L’Allegretto poco mosso est sans doute pour partie un tube parce que, en contrepoint d’un mouvement énigmatique – en dépit de son leitmotiv – , il associe un thème simple énoncé d’emblée en écho, où le piano veille à être plus en back-up du violon plutôt qu’en concurrence. Cette maîtrise du volume sonore ne manque pas de charme lors du développement en double qui alimente les échanges entre les duettistes. D’autant qu’il faut une tenue forte et une conception tonique de la sonate pour que cette jolie musique ne succombe pas au démon séraphique qui gronde sous son aspect charmant.
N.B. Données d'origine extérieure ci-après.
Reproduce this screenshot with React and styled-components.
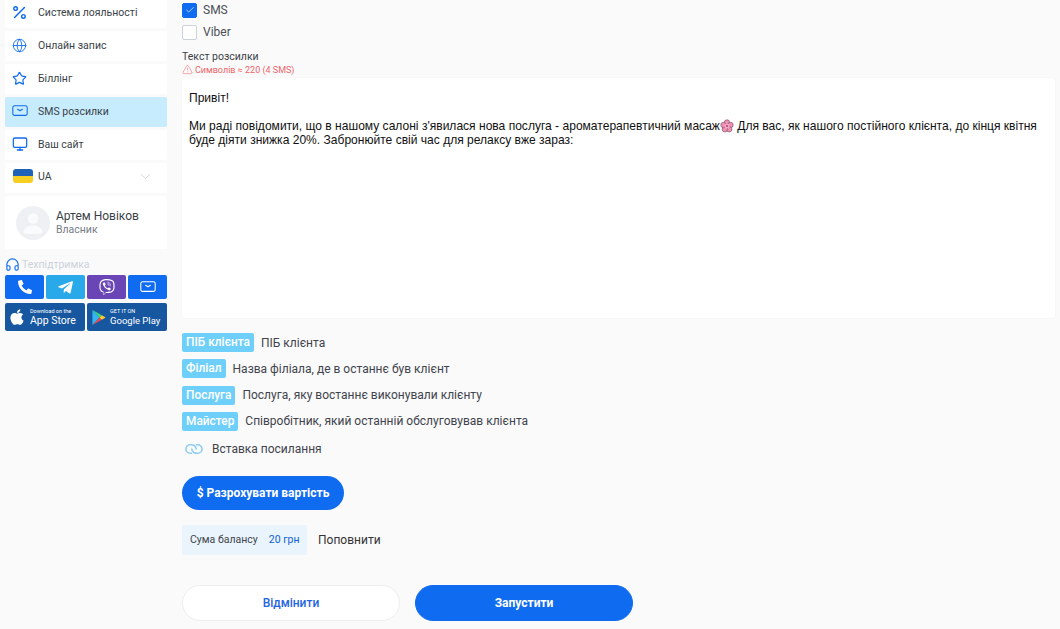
import styled, { createGlobalStyle } from "styled-components";
import { Percent, Globe, Star, Monitor, ChevronDown, Headphones, Check, TriangleAlert } from "lucide-react";
import { FaApple, FaPhoneAlt, FaTelegramPlane, FaViber } from "react-icons/fa";

const GlobalStyle = createGlobalStyle`
  html, body {
    margin: 0;
    height: 629px;
    overflow: hidden;
    background: #fafafa;
    font-family: Roboto, "Noto Sans", sans-serif;
    color: #333;
  }
`;

const MailIcon = ({ size = 16, color = "#0f6bf0" }) => (
  <svg width={size} height={size * 0.7} viewBox="0 0 20 14" fill="none" stroke={color} strokeWidth="1.3">
    <rect x="1" y="1" width="18" height="12" rx="2" />
    <path d="M7 5.400 10 7.200l3-1.800" strokeLinecap="round" strokeLinejoin="round" />
  </svg>
);

const Flower = () => (
  <FlowerSvg viewBox="0 0 20 20">
    <g fill="#ef8fb4" stroke="#6b4a58" strokeWidth="0.8">
      <circle cx="10" cy="5" r="3.9" />
      <circle cx="15" cy="8.6" r="3.9" />
      <circle cx="13.1" cy="14.6" r="3.9" />
      <circle cx="6.9" cy="14.6" r="3.9" />
      <circle cx="5" cy="8.6" r="3.9" />
    </g>
    <circle cx="10" cy="10" r="3.6" fill="#f4a9c6" />
    <circle cx="10" cy="10" r="1.4" fill="#c2386f" />
  </FlowerSvg>
);

const GooglePlayIcon = () => (
  <svg width="14" height="17" viewBox="0 0 16 19">
    <path d="M0.5 0.8 8.6 9.5 0.5 18.2z" fill="#35b6f2" />
    <path d="M0.5 0.8 11.3 6.8 8.6 9.5z" fill="#3fd27f" />
    <path d="M0.5 18.2 11.3 12.2 8.6 9.5z" fill="#ee4650" />
    <path d="M11.3 6.8 15.6 9.5 11.3 12.2 8.6 9.5z" fill="#fcc92f" />
  </svg>
);

const LinkIcon = () => (
  <svg width="20" height="12" viewBox="0 0 20 12" fill="none" stroke="#8fcdf2" strokeWidth="1.6" strokeLinecap="round">
    <path d="M7.500 10.300H6.200a4.300 4.300 0 0 1 0-8.600c3-.2 5.800 1 6 4.300" />
    <path d="M12.500 1.700h1.300a4.300 4.300 0 0 1 0 8.600c-3 .2-5.800-1-6-4.300" />
  </svg>
);

const AvatarIcon = () => (
  <svg width="34" height="34" viewBox="0 0 34 34">
    <circle cx="17" cy="17" r="17" fill="#eef0f3" />
    <circle cx="17" cy="12.5" r="5.2" fill="#fafbfc" />
    <path d="M7.5 27c0-5 4.2-7.6 9.5-7.6S26.500 22 26.500 27c-2.500 1.200-16.500 1.200-19 0z" fill="#fafbfc" />
  </svg>
);

const navItems = [
  { label: "Система лояльності", icon: <Percent size={21} strokeWidth={2.1} /> },
  { label: "Онлайн запис", icon: <Globe size={15} strokeWidth={1.4} /> },
  { label: "Біллінг", icon: <Star size={15} strokeWidth={1.9} /> },
  { label: "SMS розсилки", icon: <MailIcon />, active: true },
  { label: "Ваш сайт", icon: <Monitor size={16} strokeWidth={1.9} /> },
];

const tags = [
  { tag: "ПІБ клієнта", text: "ПІБ клієнта" },
  { tag: "Філіал", text: "Назва філіала, де в останнє був клієнт" },
  { tag: "Послуга", text: "Послуга, яку востаннє виконували клієнту" },
  { tag: "Майстер", text: "Співробітник, який останній обслуговував клієнта" },
];

export default function App() {
  return (
    <Page>
      <GlobalStyle />
      <Sidebar>
        {navItems.map((item) => (
          <NavItem key={item.label} $active={item.active}>
            <NavIcon>{item.icon}</NavIcon>
            {item.label}
          </NavItem>
        ))}
        <LangItem>
          <Flag />
          UA
          <LangChevron><ChevronDown size={17} strokeWidth={1} /></LangChevron>
        </LangItem>
        <Profile>
          <AvatarIcon />
          <div>
            <ProfileName>Артем Новіков</ProfileName>
            <ProfileRole>Власник</ProfileRole>
          </div>
        </Profile>
        <SupportLabel>
          <Headphones size={15} strokeWidth={1.8} color="#0f6bf0" />
          Техпідтримка
        </SupportLabel>
        <ContactRow>
          <ContactButton $bg="#0f6bf0"><FaPhoneAlt size={14} /></ContactButton>
          <ContactButton $bg="#29a9ea"><FaTelegramPlane size={17} /></ContactButton>
          <ContactButton $bg="#6a45b5"><FaViber size={16} /></ContactButton>
          <ContactButton $bg="#0f6bf0"><MailIcon size={16} color="#fff" /></ContactButton>
        </ContactRow>
        <StoreRow>
          <StoreButton $pad={3} $gap={4}>
            <FaApple size={18} />
            <StoreText $size={10.5}>
              <small>Download on the</small>
              App Store
            </StoreText>
          </StoreButton>
          <StoreButton $pad={5} $gap={4}>
            <GooglePlayIcon />
            <StoreText $size={9.5}>
              <small>GET IT ON</small>
              Google Play
            </StoreText>
          </StoreButton>
        </StoreRow>
      </Sidebar>

      <Main>
        <CheckRow>
          <CheckBox $checked><Check size={10} strokeWidth={1.6} color="#fff" /></CheckBox>
          SMS
        </CheckRow>
        <CheckRow>
          <CheckBox />
          Viber
        </CheckRow>
        <FieldLabel>Текст розсилки</FieldLabel>
        <Warning>
          <TriangleAlert size={11} strokeWidth={1.2} />
          Символів ≈ 220 (4 SMS)
        </Warning>
        <MessageBox>
          <p>Привіт!</p>
          <p>
            Ми раді повідомити, що в нашому салоні з'явилася нова послуга - ароматерапевтичний масаж
            <Flower /> Для вас, як нашого постійного клієнта, до кінця квітня буде діяти знижка 20%.
            Забронюйте свій час для релаксу вже зараз:
          </p>
        </MessageBox>
        <TagList>
          {tags.map((t) => (
            <TagRow key={t.tag}>
              <Tag>{t.tag}</Tag>
              {t.text}
            </TagRow>
          ))}
        </TagList>
        <LinkRow>
          <LinkIcon />
          Вставка посилання
        </LinkRow>
        <CalcButton>$ Разрохувати вартість</CalcButton>
        <BalanceRow>
          <BalanceBox>
            Сума балансу
            <BalanceValue>20 грн</BalanceValue>
          </BalanceBox>
          <TopUp>Поповнити</TopUp>
        </BalanceRow>
        <Actions>
          <ActionButton>Відмінити</ActionButton>
          <ActionButton $primary>Запустити</ActionButton>
        </Actions>
      </Main>
    </Page>
  );
}

const Page = styled.div`
  display: flex;
  align-items: flex-start;
  height: 629px;
  overflow: hidden;
`;

const Sidebar = styled.aside`
  width: 162px;
  margin: -2px 0 0 5px;
  display: flex;
  flex-direction: column;
  gap: 3px;
  flex-shrink: 0;
`;

const NavItem = styled.div`
  height: 30px;
  box-sizing: border-box;
  display: flex;
  align-items: center;
  padding: 0 0 2px 6px;
  border-radius: 2px;
  font-size: 10.5px;
  color: #3a3f47;
  background: ${(p) => (p.$active ? "#c7ecfd" : "#fff")};
`;

const NavIcon = styled.span`
  width: 17px;
  margin-right: 10px;
  display: flex;
  justify-content: center;
  color: #0f6bf0;
`;

const LangItem = styled(NavItem)`
  padding: 0 0 4px 8px;
`;

const Flag = styled.span`
  width: 20px;
  height: 14px;
  margin-right: 5px;
  border-radius: 3px;
  background: linear-gradient(#1f62b8 50%, #f7cf22 50%);
`;

const LangChevron = styled.span`
  margin-left: auto;
  margin-right: 13px;
  display: flex;
  color: #c3c8cf;
`;

const Profile = styled.div`
  height: 53px;
  background: #fff;
  border-radius: 2px;
  display: flex;
  align-items: center;
  gap: 6px;
  padding-left: 11px;
`;

const ProfileName = styled.div`
  font-size: 12px;
  line-height: 14px;
  color: #3a3f47;
`;

const ProfileRole = styled.div`
  font-size: 10.5px;
  line-height: 13px;
  color: #757c86;
`;

const SupportLabel = styled.div`
  height: 20px;
  margin-top: 2px;
  display: flex;
  align-items: center;
  gap: 2px;
  font-size: 10.5px;
  color: #ccd2da;
`;

const ContactRow = styled.div`
  display: grid;
  grid-template-columns: repeat(4, 39px);
  gap: 2px;
  margin-top: -2px;
`;

const ContactButton = styled.div`
  height: 24px;
  border-radius: 2px;
  display: flex;
  align-items: center;
  justify-content: center;
  color: #fff;
  background: ${(p) => p.$bg};
`;

const StoreRow = styled.div`
  display: grid;
  grid-template-columns: 80px 80px;
  gap: 2px;
  margin-top: 1px;
`;

const StoreButton = styled.div`
  height: 28px;
  border-radius: 2px;
  background: #17579f;
  color: #fff;
  display: flex;
  align-items: center;
  gap: ${(p) => p.$gap}px;
  padding-left: ${(p) => p.$pad}px;
`;

const StoreText = styled.div`
  display: flex;
  flex-direction: column;
  font-size: ${(p) => p.$size}px;
  line-height: 11px;
  white-space: nowrap;

  small {
    font-size: 5.5px;
    line-height: 7px;
  }
`;

const Main = styled.main`
  margin-left: 15px;
  width: 873px;
  flex-shrink: 0;
  padding-top: 2px;
`;

const CheckRow = styled.label`
  display: flex;
  align-items: center;
  gap: 6px;
  height: 16px;
  margin-bottom: 6px;
  font-size: 12px;
  color: #4a4f57;
`;

const CheckBox = styled.span`
  width: 15px;
  height: 15px;
  box-sizing: border-box;
  border-radius: 2px;
  display: flex;
  align-items: center;
  justify-content: center;
  background: ${(p) => (p.$checked ? "#0f6bf0" : "#fff")};
  border: 1px solid ${(p) => (p.$checked ? "#0f6bf0" : "#ccd2da")};
`;

const FieldLabel = styled.div`
  margin-top: 10px;
  font-size: 10.5px;
  line-height: 13px;
  color: #3a3f47;
`;

const Warning = styled.div`
  display: flex;
  align-items: center;
  gap: 2px;
  height: 13px;
  margin-bottom: 2px;
  font-size: 9px;
  color: #f0666a;
`;

const MessageBox = styled.div`
  height: 240px;
  box-sizing: border-box;
  padding: 13px 18px 13px 7px;
  background: #fff;
  border-radius: 2px;
  box-shadow: 0 0 1px #e6e6e6;
  font-family: "Liberation Sans", Arial, sans-serif;
  font-size: 12.05px;
  line-height: 14px;
  color: #111;

  p {
    margin: 0 0 14px;
  }
`;

const FlowerSvg = styled.svg`
  width: 14px;
  height: 14px;
  vertical-align: -3px;
`;

const TagList = styled.div`
  margin-top: 15px;
  display: flex;
  flex-direction: column;
  gap: 7.3px;
`;

const TagRow = styled.div`
  display: flex;
  align-items: center;
  gap: 7px;
  height: 19px;
  font-size: 12px;
  color: #3f444c;
`;

const Tag = styled.span`
  height: 19px;
  padding: 0 4px;
  border-radius: 2px;
  background: #6fcffb;
  color: #fff;
  font-weight: 500;
  font-size: 11.9px;
  line-height: 19px;
  white-space: nowrap;
`;

const LinkRow = styled.div`
  display: flex;
  align-items: center;
  gap: 8px;
  height: 16px;
  margin: 10px 0 0 2px;
  font-size: 12px;
  color: #3f444c;
`;

const CalcButton = styled.button`
  display: block;
  width: 162px;
  height: 34px;
  margin-top: 19px;
  padding: 0;
  border: 0;
  border-radius: 17px;
  background: #0f6bf0;
  color: #fff;
  font-family: inherit;
  font-size: 12px;
  font-weight: 700;
`;

const BalanceRow = styled.div`
  display: flex;
  align-items: center;
  gap: 11px;
  margin-top: 15px;
`;

const BalanceBox = styled.div`
  width: 125px;
  height: 30px;
  box-sizing: border-box;
  padding-left: 8px;
  display: flex;
  align-items: center;
  gap: 11px;
  background: #e9f4fd;
  border-radius: 2px;
  font-size: 10.5px;
  color: #3f444c;
`;

const BalanceValue = styled.span`
  color: #0f5fd8;
`;

const TopUp = styled.span`
  font-size: 12px;
  color: #333;
`;

const Actions = styled.div`
  display: flex;
  gap: 15px;
  margin-top: 30px;
`;

const ActionButton = styled.button`
  width: 218px;
  height: 36px;
  padding: 0;
  border-radius: 18px;
  border: 1px solid ${(p) => (p.$primary ? "#0f6bf0" : "#eeeeee")};
  background: ${(p) => (p.$primary ? "#0f6bf0" : "#fff")};
  color: ${(p) => (p.$primary ? "#fff" : "#1f66e0")};
  font-family: inherit;
  font-size: 12px;
  font-weight: ${(p) => (p.$primary ? 700 : 500)};
`;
En sécurité avec les interprètes, on jubile devant une musique ici portée notamment par

  • les contrastes d’intensité et de dynamique,
  • l’aisance technique et
  • l’art d’accompagner une modulation par un phrasé laissant sentir que cette anicroche est naturelle est nécessaire.

Voilà une façon parfaite de conclure un programme remarquable auquel Saskia Lethiec et Jérôme Granjon donnent un lustre à la fois personnel, respectueux, brillant-mais-pas-que, bref, original et réussi.